The mitigation is partly design and partly habit. Good systems show a number you must match or include context such as location and device type. As a user, treat unexpected prompts as a warning, not a nuisance. If you receive one, change your password and check recent sign‑ins rather than simply denying and moving on. This is not about fear; it is about avoiding a common, predictable failure mode.
Recovery codes as a weak point
Most services issue recovery codes when you enable MFA. These are single‑use codes that bypass the second factor if you lose your device. They are necessary, but they can also undermine the protection if stored carelessly. A printed sheet taped to a monitor is easy to photograph. A text file called “codes.txt” on a shared laptop is easy to copy. In effect, recovery codes become a second password.

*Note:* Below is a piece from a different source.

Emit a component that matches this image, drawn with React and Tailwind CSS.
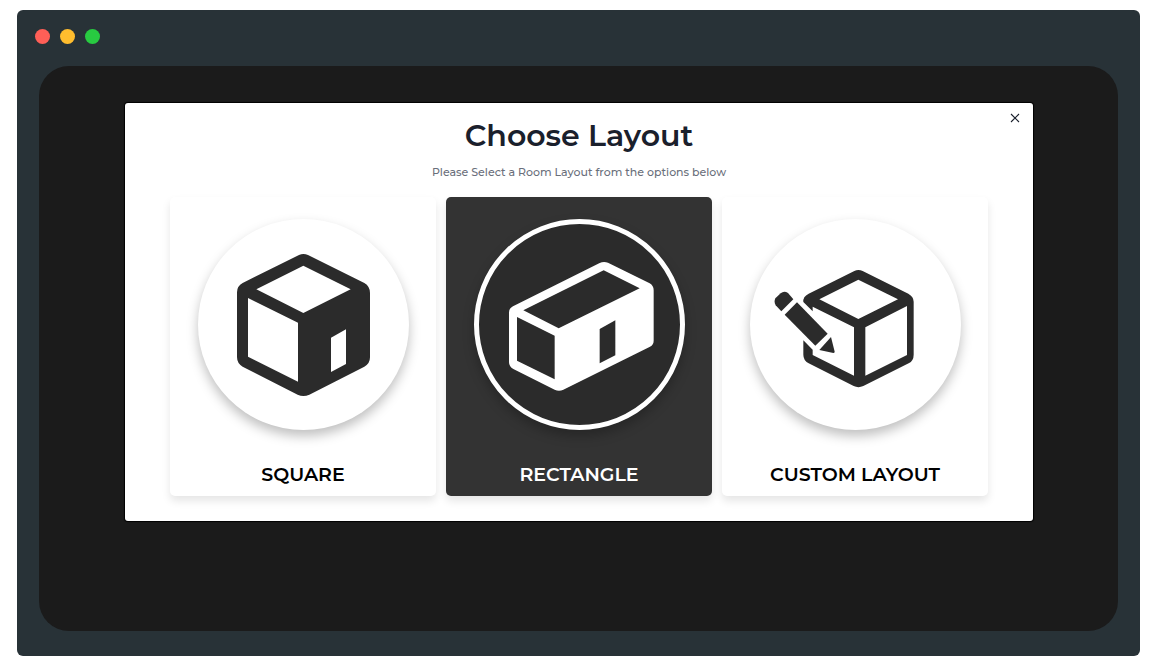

A sensible way to store recovery codes is the same way you store other high‑value secrets: in a password manager, or printed and kept in a safe place at home. If you must carry them while travelling, keep them separate from your phone and from your primary wallet. The goal is to make it unlikely that a single loss event grants everything. If you rotate a password after a suspected breach, also regenerate recovery codes, because the old ones may already be compromised.
Some services allow multiple recovery methods, such as a backup phone number, email link, or security questions. These are often weaker than the main MFA and can be exploited, especially if the backup email is poorly protected. Where possible, prefer recovery methods that you can control tightly, and avoid security questions that rely on personal information. In the UK, a surprising amount of personal data is available through public records or social media, which makes such questions less secure than they appear.
None of these trade‑offs remove the value of MFA. They simply define its limits. The aim is not to chase perfect security, but to add friction to the kinds of attacks that really happen, without making access so fragile that you lock yourself out at the first mishap.